Find each line with the string "React" and copy it.

---------- COLLECTED MATERIAL ----------

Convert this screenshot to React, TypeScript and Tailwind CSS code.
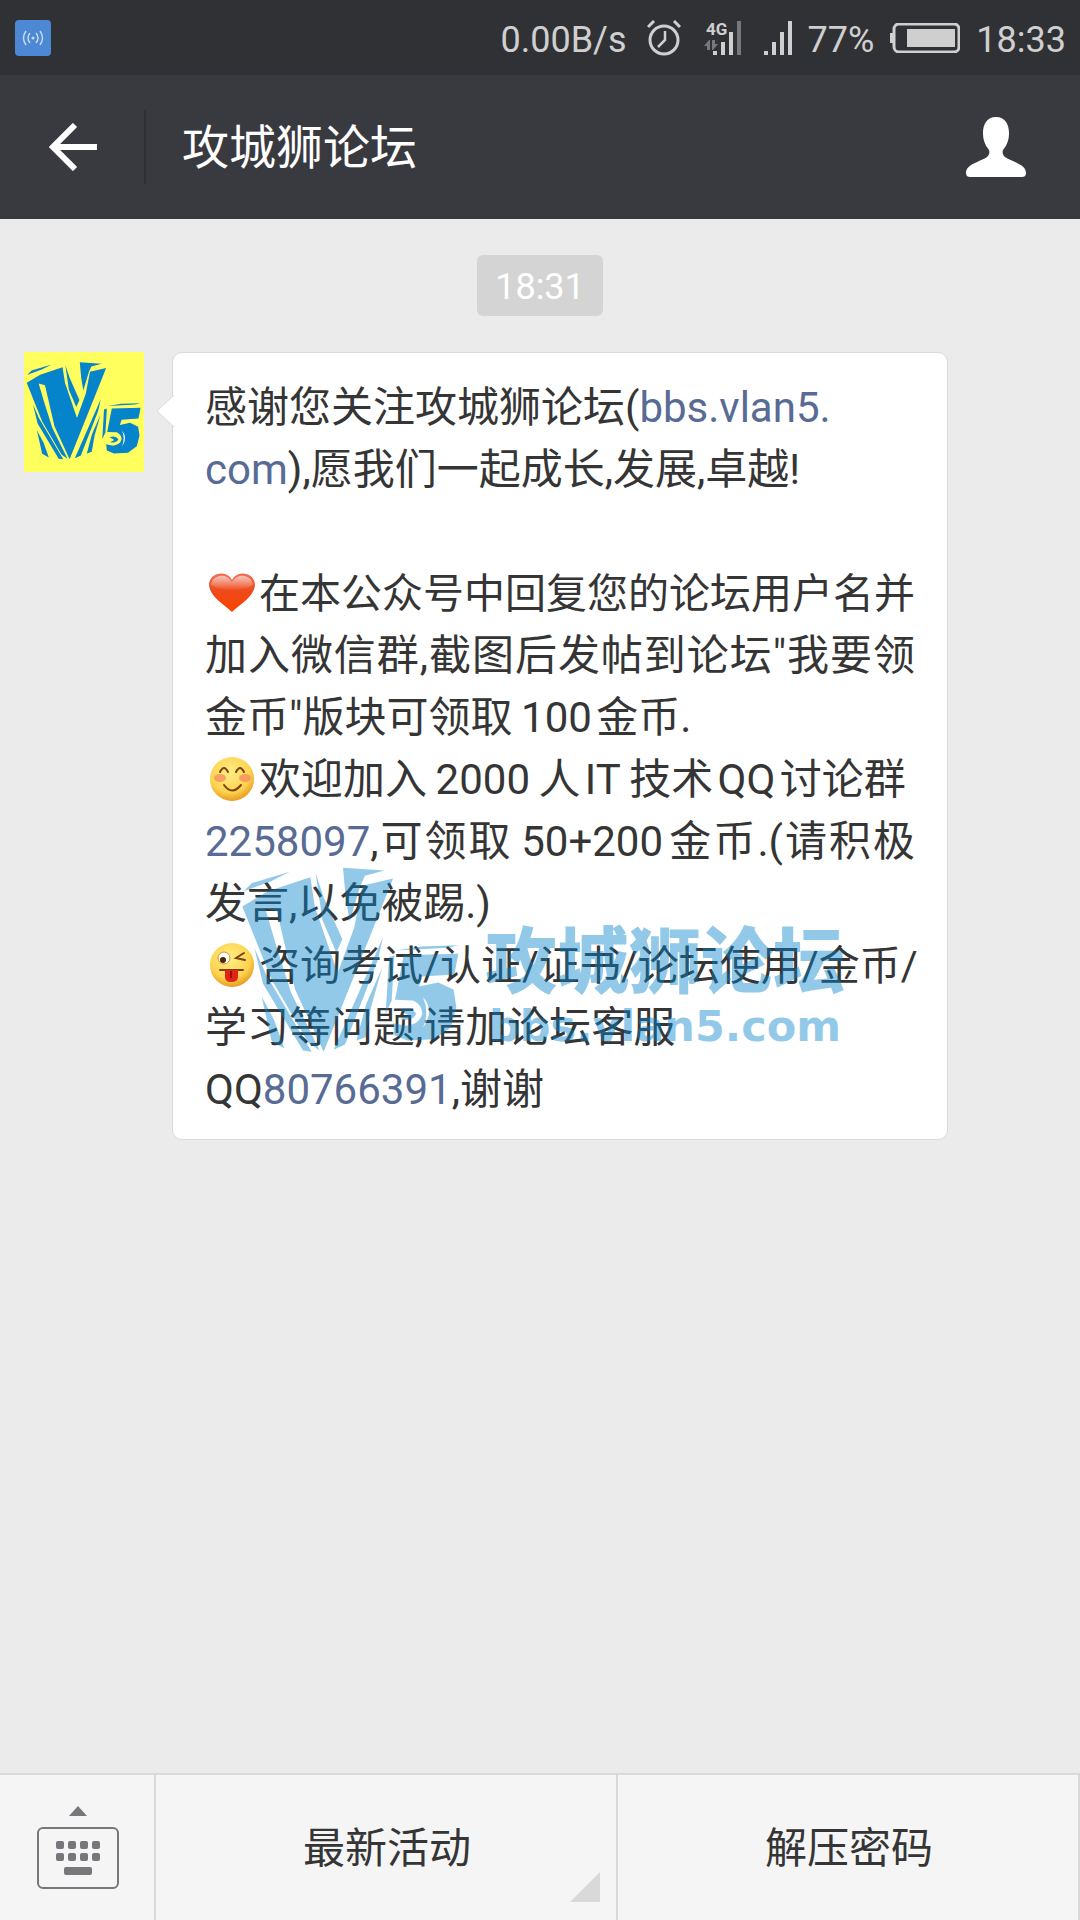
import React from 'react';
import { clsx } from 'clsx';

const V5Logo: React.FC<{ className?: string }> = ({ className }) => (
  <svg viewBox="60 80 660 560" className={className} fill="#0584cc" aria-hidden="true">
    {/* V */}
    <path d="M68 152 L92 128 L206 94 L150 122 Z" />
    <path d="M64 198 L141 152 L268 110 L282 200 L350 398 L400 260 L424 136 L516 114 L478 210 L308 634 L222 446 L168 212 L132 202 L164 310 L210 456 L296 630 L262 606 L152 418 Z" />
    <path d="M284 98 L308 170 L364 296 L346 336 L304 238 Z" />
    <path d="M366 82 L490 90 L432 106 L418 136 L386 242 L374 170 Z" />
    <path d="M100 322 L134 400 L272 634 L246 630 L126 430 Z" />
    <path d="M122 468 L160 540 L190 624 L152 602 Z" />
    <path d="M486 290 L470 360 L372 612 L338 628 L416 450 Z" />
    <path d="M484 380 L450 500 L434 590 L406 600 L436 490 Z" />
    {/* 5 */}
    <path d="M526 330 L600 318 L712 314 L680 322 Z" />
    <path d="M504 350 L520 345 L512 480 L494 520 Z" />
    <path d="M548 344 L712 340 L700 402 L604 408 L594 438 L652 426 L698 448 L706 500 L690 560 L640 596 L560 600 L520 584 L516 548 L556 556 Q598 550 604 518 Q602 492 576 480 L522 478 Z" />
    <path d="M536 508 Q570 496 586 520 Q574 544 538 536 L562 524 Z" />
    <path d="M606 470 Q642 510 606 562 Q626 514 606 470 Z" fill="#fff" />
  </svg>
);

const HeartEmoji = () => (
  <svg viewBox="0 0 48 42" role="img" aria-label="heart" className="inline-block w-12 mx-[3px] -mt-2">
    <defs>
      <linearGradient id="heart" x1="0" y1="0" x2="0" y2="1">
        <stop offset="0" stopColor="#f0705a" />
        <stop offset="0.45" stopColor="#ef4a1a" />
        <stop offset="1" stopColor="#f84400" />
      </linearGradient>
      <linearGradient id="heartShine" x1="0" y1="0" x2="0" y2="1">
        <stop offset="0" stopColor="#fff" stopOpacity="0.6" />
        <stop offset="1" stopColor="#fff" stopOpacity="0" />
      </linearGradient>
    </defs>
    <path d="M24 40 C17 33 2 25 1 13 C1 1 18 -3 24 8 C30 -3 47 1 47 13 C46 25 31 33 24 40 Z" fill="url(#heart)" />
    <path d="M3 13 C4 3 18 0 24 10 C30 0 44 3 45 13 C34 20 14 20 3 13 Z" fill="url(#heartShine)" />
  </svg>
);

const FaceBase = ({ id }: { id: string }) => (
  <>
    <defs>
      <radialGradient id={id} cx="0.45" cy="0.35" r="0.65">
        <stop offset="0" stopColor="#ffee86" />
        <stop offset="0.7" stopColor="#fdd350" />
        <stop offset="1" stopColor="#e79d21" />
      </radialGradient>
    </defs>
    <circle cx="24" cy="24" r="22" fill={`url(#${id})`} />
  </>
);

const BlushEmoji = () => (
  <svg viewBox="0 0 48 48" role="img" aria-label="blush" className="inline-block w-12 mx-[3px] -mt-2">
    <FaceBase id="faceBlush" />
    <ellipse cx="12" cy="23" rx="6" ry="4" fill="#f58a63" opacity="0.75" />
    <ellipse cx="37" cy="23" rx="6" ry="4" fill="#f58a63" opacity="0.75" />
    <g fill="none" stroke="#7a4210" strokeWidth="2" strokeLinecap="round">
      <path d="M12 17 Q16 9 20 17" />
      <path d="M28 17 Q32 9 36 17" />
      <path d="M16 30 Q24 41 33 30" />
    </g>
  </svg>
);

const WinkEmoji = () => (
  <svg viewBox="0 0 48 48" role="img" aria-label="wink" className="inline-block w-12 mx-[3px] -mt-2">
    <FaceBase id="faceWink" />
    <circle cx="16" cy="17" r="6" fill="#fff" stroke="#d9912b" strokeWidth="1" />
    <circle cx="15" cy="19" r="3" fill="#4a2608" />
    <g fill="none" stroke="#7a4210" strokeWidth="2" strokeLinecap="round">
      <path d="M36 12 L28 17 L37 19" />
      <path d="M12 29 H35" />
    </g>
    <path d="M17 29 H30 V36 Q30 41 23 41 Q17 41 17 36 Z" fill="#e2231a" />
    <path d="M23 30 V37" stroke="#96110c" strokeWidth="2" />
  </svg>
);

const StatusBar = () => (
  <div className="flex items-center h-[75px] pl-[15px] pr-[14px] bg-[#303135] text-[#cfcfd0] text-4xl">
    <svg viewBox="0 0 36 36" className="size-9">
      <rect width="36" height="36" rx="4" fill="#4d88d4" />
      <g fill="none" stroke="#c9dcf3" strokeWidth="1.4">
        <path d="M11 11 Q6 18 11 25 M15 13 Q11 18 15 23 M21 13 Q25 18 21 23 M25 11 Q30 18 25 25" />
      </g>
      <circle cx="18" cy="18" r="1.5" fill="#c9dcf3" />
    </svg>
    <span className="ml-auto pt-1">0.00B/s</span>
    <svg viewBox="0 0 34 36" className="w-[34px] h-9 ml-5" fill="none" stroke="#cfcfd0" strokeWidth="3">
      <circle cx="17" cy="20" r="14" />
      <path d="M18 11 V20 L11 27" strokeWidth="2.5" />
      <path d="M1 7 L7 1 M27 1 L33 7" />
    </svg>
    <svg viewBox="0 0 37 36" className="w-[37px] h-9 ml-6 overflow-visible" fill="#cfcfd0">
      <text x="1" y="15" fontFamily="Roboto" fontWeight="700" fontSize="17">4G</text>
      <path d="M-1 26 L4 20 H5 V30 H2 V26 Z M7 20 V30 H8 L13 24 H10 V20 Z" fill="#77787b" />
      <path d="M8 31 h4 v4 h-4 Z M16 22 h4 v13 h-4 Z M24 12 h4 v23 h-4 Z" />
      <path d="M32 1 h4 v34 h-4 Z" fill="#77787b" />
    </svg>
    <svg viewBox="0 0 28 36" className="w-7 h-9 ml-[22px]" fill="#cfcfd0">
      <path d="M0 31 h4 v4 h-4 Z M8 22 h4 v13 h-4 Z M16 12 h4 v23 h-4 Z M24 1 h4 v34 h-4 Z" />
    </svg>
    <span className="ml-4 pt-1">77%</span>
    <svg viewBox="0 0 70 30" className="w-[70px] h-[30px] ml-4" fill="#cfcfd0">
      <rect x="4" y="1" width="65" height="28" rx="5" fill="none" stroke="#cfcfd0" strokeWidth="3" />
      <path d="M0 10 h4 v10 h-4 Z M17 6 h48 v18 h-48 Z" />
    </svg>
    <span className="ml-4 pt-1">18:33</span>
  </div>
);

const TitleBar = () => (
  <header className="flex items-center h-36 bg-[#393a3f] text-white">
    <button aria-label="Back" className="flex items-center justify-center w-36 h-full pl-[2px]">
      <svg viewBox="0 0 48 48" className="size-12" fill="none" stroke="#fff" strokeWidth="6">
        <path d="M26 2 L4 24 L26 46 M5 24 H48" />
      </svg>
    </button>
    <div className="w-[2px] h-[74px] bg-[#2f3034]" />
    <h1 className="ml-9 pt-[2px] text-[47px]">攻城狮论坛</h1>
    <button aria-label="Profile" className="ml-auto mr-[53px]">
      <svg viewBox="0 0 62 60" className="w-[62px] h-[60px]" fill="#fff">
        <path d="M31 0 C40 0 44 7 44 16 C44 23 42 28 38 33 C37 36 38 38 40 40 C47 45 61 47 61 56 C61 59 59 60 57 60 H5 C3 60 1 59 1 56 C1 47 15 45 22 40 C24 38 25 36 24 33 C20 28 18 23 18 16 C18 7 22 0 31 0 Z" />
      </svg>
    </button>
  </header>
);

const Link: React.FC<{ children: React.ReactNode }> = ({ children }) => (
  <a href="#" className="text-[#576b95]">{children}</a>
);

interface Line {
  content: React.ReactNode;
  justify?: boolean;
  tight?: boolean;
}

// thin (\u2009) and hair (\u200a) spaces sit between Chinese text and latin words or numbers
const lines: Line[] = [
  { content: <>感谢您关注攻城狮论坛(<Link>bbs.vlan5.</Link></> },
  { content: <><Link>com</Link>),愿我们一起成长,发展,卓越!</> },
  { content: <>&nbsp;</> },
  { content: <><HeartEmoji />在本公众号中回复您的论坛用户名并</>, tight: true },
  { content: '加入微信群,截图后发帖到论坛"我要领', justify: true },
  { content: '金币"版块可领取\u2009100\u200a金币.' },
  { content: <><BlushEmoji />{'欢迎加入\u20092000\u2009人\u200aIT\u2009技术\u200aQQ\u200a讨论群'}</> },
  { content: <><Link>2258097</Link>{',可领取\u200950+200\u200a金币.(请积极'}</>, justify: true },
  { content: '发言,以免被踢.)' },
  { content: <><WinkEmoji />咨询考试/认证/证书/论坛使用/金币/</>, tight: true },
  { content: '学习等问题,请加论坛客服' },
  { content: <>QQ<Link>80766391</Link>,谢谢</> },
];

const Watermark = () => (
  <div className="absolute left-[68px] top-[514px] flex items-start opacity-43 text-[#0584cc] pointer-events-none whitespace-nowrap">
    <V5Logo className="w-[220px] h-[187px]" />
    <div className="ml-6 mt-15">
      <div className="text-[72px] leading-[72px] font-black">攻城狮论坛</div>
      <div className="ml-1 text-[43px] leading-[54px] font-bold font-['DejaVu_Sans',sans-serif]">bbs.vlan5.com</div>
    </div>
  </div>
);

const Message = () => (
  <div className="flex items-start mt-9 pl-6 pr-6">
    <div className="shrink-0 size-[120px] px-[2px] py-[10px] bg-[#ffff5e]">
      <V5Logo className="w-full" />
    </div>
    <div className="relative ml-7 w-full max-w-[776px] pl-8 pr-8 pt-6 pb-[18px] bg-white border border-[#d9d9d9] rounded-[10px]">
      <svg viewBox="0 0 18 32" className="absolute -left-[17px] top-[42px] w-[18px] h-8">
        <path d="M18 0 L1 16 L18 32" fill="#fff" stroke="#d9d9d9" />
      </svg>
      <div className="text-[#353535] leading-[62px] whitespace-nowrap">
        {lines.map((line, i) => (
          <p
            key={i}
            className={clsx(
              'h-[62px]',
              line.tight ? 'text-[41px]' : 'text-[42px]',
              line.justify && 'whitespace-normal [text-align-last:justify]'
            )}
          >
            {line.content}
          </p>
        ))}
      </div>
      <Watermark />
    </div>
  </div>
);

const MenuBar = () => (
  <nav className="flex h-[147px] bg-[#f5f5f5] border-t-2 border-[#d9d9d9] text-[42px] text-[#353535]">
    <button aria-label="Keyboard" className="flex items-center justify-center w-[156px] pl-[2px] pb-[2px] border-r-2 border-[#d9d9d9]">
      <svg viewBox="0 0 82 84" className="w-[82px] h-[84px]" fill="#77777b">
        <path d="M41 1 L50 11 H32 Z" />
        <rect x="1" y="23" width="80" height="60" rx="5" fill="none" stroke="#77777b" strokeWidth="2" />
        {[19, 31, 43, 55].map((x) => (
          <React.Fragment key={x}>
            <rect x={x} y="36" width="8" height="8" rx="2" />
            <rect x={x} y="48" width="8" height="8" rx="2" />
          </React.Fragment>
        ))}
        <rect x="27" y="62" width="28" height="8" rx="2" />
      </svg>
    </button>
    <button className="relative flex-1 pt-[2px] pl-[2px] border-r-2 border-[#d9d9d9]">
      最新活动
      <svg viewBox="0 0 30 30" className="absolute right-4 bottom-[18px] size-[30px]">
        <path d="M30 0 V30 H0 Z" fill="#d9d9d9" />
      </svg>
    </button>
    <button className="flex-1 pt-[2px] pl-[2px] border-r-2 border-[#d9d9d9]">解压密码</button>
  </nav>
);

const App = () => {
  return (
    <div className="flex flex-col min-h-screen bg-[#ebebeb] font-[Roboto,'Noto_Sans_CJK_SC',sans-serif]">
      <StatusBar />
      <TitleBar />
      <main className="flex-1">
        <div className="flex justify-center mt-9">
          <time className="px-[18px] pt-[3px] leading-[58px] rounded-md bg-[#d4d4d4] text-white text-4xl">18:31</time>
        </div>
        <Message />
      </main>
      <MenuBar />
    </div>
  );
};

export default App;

----------

FINISHED TASK →
Convert this screenshot to React, TypeScript and Tailwind CSS code.
import React from 'react';
const V5Logo: React.FC<{ className?: string }> = ({ className }) => (
const Link: React.FC<{ children: React.ReactNode }> = ({ children }) => (
  content: React.ReactNode;
          <React.Fragment key={x}>
          </React.Fragment>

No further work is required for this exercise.